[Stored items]
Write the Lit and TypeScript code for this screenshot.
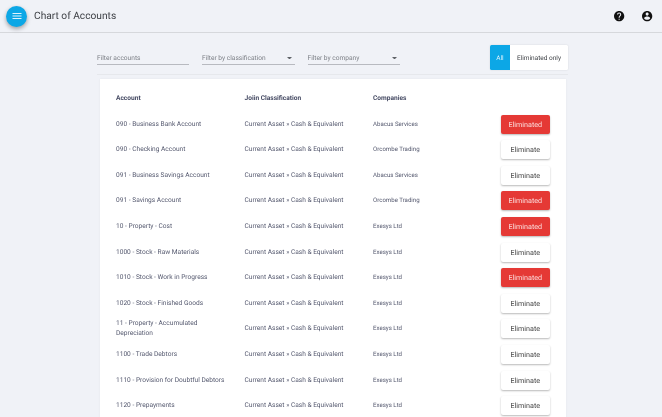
import { LitElement, html, css, svg } from "lit";
import { customElement } from "lit/decorators.js";

const CLS = "Current Asset \u00bb Cash & Equivalent";
const ROWS: [string, string, boolean][] = [
  ["090 - Business Bank Account", "Abacus Services", true],
  ["090 - Checking Account", "Orcombe Trading", false],
  ["091 - Business Savings Account", "Abacus Services", false],
  ["091 - Savings Account", "Orcombe Trading", true],
  ["10 - Property - Cost", "Exesys Ltd", true],
  ["1000 - Stock - Raw Materials", "Exesys Ltd", false],
  ["1010 - Stock - Work in Progress", "Exesys Ltd", true],
  ["1020 - Stock - Finished Goods", "Exesys Ltd", false],
  ["11 - Property - Accumulated Depreciation", "Exesys Ltd", false],
  ["1100 - Trade Debtors", "Exesys Ltd", false],
  ["1110 - Provision for Doubtful Debtors", "Exesys Ltd", false],
  ["1120 - Prepayments", "Exesys Ltd", false],
];

const arrow = svg`<svg class="arrow" viewBox="0 0 10 5" width="5" height="2.5"><path d="M0 0h10L5 5z" fill="#5f6368"/></svg>`;

@customElement("app-root")
export class AppRoot extends LitElement {
  static styles = css`
    :host {
      display: block;
      width: 662px;
      height: 417px;
      overflow: hidden;
      background: #f0f2f7;
      font-family: Roboto, "Liberation Sans", sans-serif;
      color: #54586e;
      text-rendering: geometricPrecision;
    }
    .top {
      height: 33px;
      box-sizing: border-box;
      border-bottom: 1px solid #d6d8dc;
      display: flex;
      align-items: center;
      padding: 0 9px 0 6px;
      will-change: transform;
    }
    .fab {
      width: 21px;
      height: 21px;
      border-radius: 50%;
      background: #0ca7e6;
      box-shadow: 0 2px 4px rgba(0, 0, 0, 0.35);
      display: flex;
      align-items: center;
      justify-content: center;
    }
    .title {
      margin-left: 7px;
      font-size: 10.2px;
      color: #3f4247;
      flex: 1;
    }
    .actions {
      display: flex;
      gap: 15px;
      align-items: center;
    }
    .actions svg {
      display: block;
    }
    .filters {
      box-sizing: border-box;
      margin: 12px 94px 0 97px;
      height: 30px;
      border-bottom: 1px solid #e6e8ec;
      display: flex;
      align-items: flex-start;
      will-change: transform;
    }
    .field {
      height: 15px;
      margin-top: 5px;
      padding-top: 1.5px;
      border-bottom: 1px solid #b8bac0;
      font-size: 6.6px;
      color: #7d8087;
      display: flex;
      align-items: center;
      justify-content: space-between;
      box-sizing: border-box;
    }
    .f1 { width: 92px; margin-right: 13px; }
    .f2 { width: 93px; margin-right: 12.5px; }
    .f3 { width: 92.5px; }
    .arrow { margin-right: 3px; }
    .toggle {
      margin-left: auto;
      height: 25px;
      display: flex;
      align-items: stretch;
      background: #fff;
      border-radius: 1.5px;
      box-shadow: 0 0 2px rgba(0, 0, 0, 0.12);
      font-size: 6.5px;
      color: #3f4247;
    }
    .toggle .all {
      width: 20px;
      background: #0ca7e6;
      color: #dff3fc;
      display: flex;
      align-items: center;
      justify-content: center;
      border-radius: 1.5px 0 0 1.5px;
    }
    .toggle .only {
      width: 58px;
      display: flex;
      align-items: center;
      justify-content: center;
    }
    .card {
      margin: 4px 96px 0 100px;
      background: #fff;
      padding: 6.4px 16px 0;
      box-shadow: 0 0 2px rgba(0, 0, 0, 0.06);
    }
    .row {
      display: grid;
      grid-template-columns: 128.5px 128.5px 1fr 49.5px;
      align-items: center;
      height: 25.6px;
      font-size: 6.6px;
      line-height: 9.6px;
      will-change: transform;
    }
    .head {
      font-weight: 700;
      font-size: 6.6px;
      color: #454a63;
      height: 25.2px;
    }
    .cell {
      padding-top: 1.5px;
    }
    .acc {
      padding-right: 10px;
    }
    .co {
      font-size: 6.1px;
    }
    .btn {
      height: 18.5px;
      margin-top: 1px;
      border-radius: 2px;
      display: flex;
      align-items: center;
      justify-content: center;
      font-size: 7.2px;
      background: #fff;
      color: #444;
      box-shadow: 0 1px 2px rgba(0, 0, 0, 0.28);
    }
    .btn.on {
      background: #e53935;
      color: #fbdcdc;
    }
  `;

  render() {
    return html`
      <div class="top">
        <div class="fab">
          <svg width="12" height="12" viewBox="0 0 24 24"><path fill="#dff3fc" d="M3 18h18v-2H3v2zm0-5h18v-2H3v2zm0-7v2h18V6H3z"/></svg>
        </div>
        <div class="title">Chart of Accounts</div>
        <div class="actions">
          <svg width="12.3" height="12.3" viewBox="0 0 24 24"><path fill="#111" d="M12 2C6.48 2 2 6.48 2 12s4.48 10 10 10 10-4.48 10-10S17.52 2 12 2zm1 17h-2v-2h2v2zm2.07-7.75l-.9.92C13.45 12.9 13 13.5 13 15h-2v-.5c0-1.1.45-2.1 1.17-2.83l1.24-1.26c.37-.36.59-.86.59-1.41 0-1.1-.9-2-2-2s-2 .9-2 2H8c0-2.21 1.79-4 4-4s4 1.79 4 4c0 .88-.36 1.68-.93 2.25z"/></svg>
          <svg width="12.3" height="12.3" viewBox="0 0 24 24"><path fill="#111" d="M12 2C6.48 2 2 6.48 2 12s4.48 10 10 10 10-4.48 10-10S17.52 2 12 2zm0 3c1.66 0 3 1.34 3 3s-1.34 3-3 3-3-1.34-3-3 1.34-3 3-3zm0 14.2c-2.5 0-4.71-1.28-6-3.22.03-1.99 4-3.08 6-3.08 1.99 0 5.97 1.09 6 3.08-1.29 1.94-3.5 3.22-6 3.22z"/></svg>
        </div>
      </div>
      <div class="filters">
        <div class="field f1">Filter accounts</div>
        <div class="field f2">Filter by classification ${arrow}</div>
        <div class="field f3">Filter by company ${arrow}</div>
        <div class="toggle">
          <div class="all">All</div>
          <div class="only">Eliminated only</div>
        </div>
      </div>
      <div class="card">
        <div class="row head">
          <div class="cell">Account</div>
          <div class="cell">Joiin Classification</div>
          <div class="cell">Companies</div>
          <div></div>
        </div>
        ${ROWS.map(
          ([a, c, on]) => html`
            <div class="row">
              <div class="cell acc">${a}</div>
              <div class="cell">${CLS}</div>
              <div class="cell co">${c}</div>
              <div class="btn ${on ? "on" : ""}">${on ? "Eliminated" : "Eliminate"}</div>
            </div>
          `
        )}
      </div>
    `;
  }
}
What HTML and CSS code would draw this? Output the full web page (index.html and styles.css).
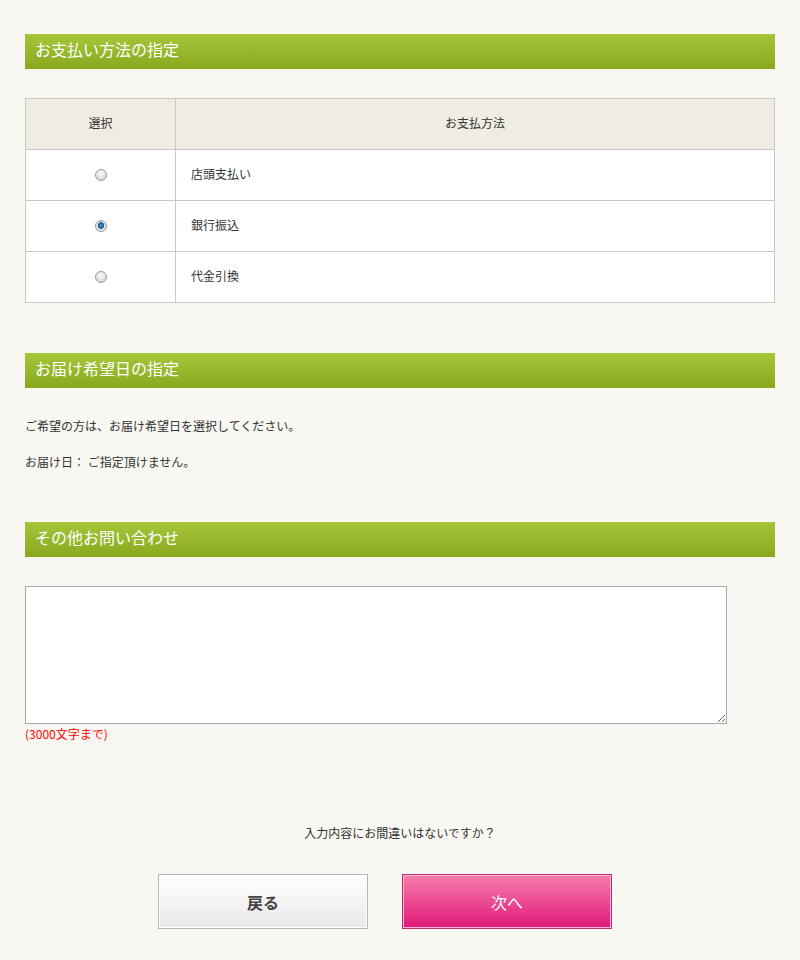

> [Short task]:
Transcribe the material exactly, and leave out whatever pictures it holds.

> [Written reply]:
Write the Lit and TypeScript code for this screenshot.
import { LitElement, html, css, svg } from "lit";
import { customElement } from "lit/decorators.js";

const CLS = "Current Asset \u00bb Cash & Equivalent";
const ROWS: [string, string, boolean][] = [
  ["090 - Business Bank Account", "Abacus Services", true],
  ["090 - Checking Account", "Orcombe Trading", false],
  ["091 - Business Savings Account", "Abacus Services", false],
  ["091 - Savings Account", "Orcombe Trading", true],
  ["10 - Property - Cost", "Exesys Ltd", true],
  ["1000 - Stock - Raw Materials", "Exesys Ltd", false],
  ["1010 - Stock - Work in Progress", "Exesys Ltd", true],
  ["1020 - Stock - Finished Goods", "Exesys Ltd", false],
  ["11 - Property - Accumulated Depreciation", "Exesys Ltd", false],
  ["1100 - Trade Debtors", "Exesys Ltd", false],
  ["1110 - Provision for Doubtful Debtors", "Exesys Ltd", false],
  ["1120 - Prepayments", "Exesys Ltd", false],
];

const arrow = svg`<svg class="arrow" viewBox="0 0 10 5" width="5" height="2.5"><path d="M0 0h10L5 5z" fill="#5f6368"/></svg>`;

@customElement("app-root")
export class AppRoot extends LitElement {
  static styles = css`
    :host {
      display: block;
      width: 662px;
      height: 417px;
      overflow: hidden;
      background: #f0f2f7;
      font-family: Roboto, "Liberation Sans", sans-serif;
      color: #54586e;
      text-rendering: geometricPrecision;
    }
    .top {
      height: 33px;
      box-sizing: border-box;
      border-bottom: 1px solid #d6d8dc;
      display: flex;
      align-items: center;
      padding: 0 9px 0 6px;
      will-change: transform;
    }
    .fab {
      width: 21px;
      height: 21px;
      border-radius: 50%;
      background: #0ca7e6;
      box-shadow: 0 2px 4px rgba(0, 0, 0, 0.35);
      display: flex;
      align-items: center;
      justify-content: center;
    }
    .title {
      margin-left: 7px;
      font-size: 10.2px;
      color: #3f4247;
      flex: 1;
    }
    .actions {
      display: flex;
      gap: 15px;
      align-items: center;
    }
    .actions svg {
      display: block;
    }
    .filters {
      box-sizing: border-box;
      margin: 12px 94px 0 97px;
      height: 30px;
      border-bottom: 1px solid #e6e8ec;
      display: flex;
      align-items: flex-start;
      will-change: transform;
    }
    .field {
      height: 15px;
      margin-top: 5px;
      padding-top: 1.5px;
      border-bottom: 1px solid #b8bac0;
      font-size: 6.6px;
      color: #7d8087;
      display: flex;
      align-items: center;
      justify-content: space-between;
      box-sizing: border-box;
    }
    .f1 { width: 92px; margin-right: 13px; }
    .f2 { width: 93px; margin-right: 12.5px; }
    .f3 { width: 92.5px; }
    .arrow { margin-right: 3px; }
    .toggle {
      margin-left: auto;
      height: 25px;
      display: flex;
      align-items: stretch;
      background: #fff;
      border-radius: 1.5px;
      box-shadow: 0 0 2px rgba(0, 0, 0, 0.12);
      font-size: 6.5px;
      color: #3f4247;
    }
    .toggle .all {
      width: 20px;
      background: #0ca7e6;
      color: #dff3fc;
      display: flex;
      align-items: center;
      justify-content: center;
      border-radius: 1.5px 0 0 1.5px;
    }
    .toggle .only {
      width: 58px;
      display: flex;
      align-items: center;
      justify-content: center;
    }
    .card {
      margin: 4px 96px 0 100px;
      background: #fff;
      padding: 6.4px 16px 0;
      box-shadow: 0 0 2px rgba(0, 0, 0, 0.06);
    }
    .row {
      display: grid;
      grid-template-columns: 128.5px 128.5px 1fr 49.5px;
      align-items: center;
      height: 25.6px;
      font-size: 6.6px;
      line-height: 9.6px;
      will-change: transform;
    }
    .head {
      font-weight: 700;
      font-size: 6.6px;
      color: #454a63;
      height: 25.2px;
    }
    .cell {
      padding-top: 1.5px;
    }
    .acc {
      padding-right: 10px;
    }
    .co {
      font-size: 6.1px;
    }
    .btn {
      height: 18.5px;
      margin-top: 1px;
      border-radius: 2px;
      display: flex;
      align-items: center;
      justify-content: center;
      font-size: 7.2px;
      background: #fff;
      color: #444;
      box-shadow: 0 1px 2px rgba(0, 0, 0, 0.28);
    }
    .btn.on {
      background: #e53935;
      color: #fbdcdc;
    }
  `;

  render() {
    return html`
      <div class="top">
        <div class="fab">
          <svg width="12" height="12" viewBox="0 0 24 24"><path fill="#dff3fc" d="M3 18h18v-2H3v2zm0-5h18v-2H3v2zm0-7v2h18V6H3z"/></svg>
        </div>
        <div class="title">Chart of Accounts</div>
        <div class="actions">
          <svg width="12.3" height="12.3" viewBox="0 0 24 24"><path fill="#111" d="M12 2C6.48 2 2 6.48 2 12s4.48 10 10 10 10-4.48 10-10S17.52 2 12 2zm1 17h-2v-2h2v2zm2.07-7.75l-.9.92C13.45 12.9 13 13.5 13 15h-2v-.5c0-1.1.45-2.1 1.17-2.83l1.24-1.26c.37-.36.59-.86.59-1.41 0-1.1-.9-2-2-2s-2 .9-2 2H8c0-2.21 1.79-4 4-4s4 1.79 4 4c0 .88-.36 1.68-.93 2.25z"/></svg>
          <svg width="12.3" height="12.3" viewBox="0 0 24 24"><path fill="#111" d="M12 2C6.48 2 2 6.48 2 12s4.48 10 10 10 10-4.48 10-10S17.52 2 12 2zm0 3c1.66 0 3 1.34 3 3s-1.34 3-3 3-3-1.34-3-3 1.34-3 3-3zm0 14.2c-2.5 0-4.71-1.28-6-3.22.03-1.99 4-3.08 6-3.08 1.99 0 5.97 1.09 6 3.08-1.29 1.94-3.5 3.22-6 3.22z"/></svg>
        </div>
      </div>
      <div class="filters">
        <div class="field f1">Filter accounts</div>
        <div class="field f2">Filter by classification ${arrow}</div>
        <div class="field f3">Filter by company ${arrow}</div>
        <div class="toggle">
          <div class="all">All</div>
          <div class="only">Eliminated only</div>
        </div>
      </div>
      <div class="card">
        <div class="row head">
          <div class="cell">Account</div>
          <div class="cell">Joiin Classification</div>
          <div class="cell">Companies</div>
          <div></div>
        </div>
        ${ROWS.map(
          ([a, c, on]) => html`
            <div class="row">
              <div class="cell acc">${a}</div>
              <div class="cell">${CLS}</div>
              <div class="cell co">${c}</div>
              <div class="btn ${on ? "on" : ""}">${on ? "Eliminated" : "Eliminate"}</div>
            </div>
          `
        )}
      </div>
    `;
  }
}
What HTML and CSS code would draw this? Output the full web page (index.html and styles.css).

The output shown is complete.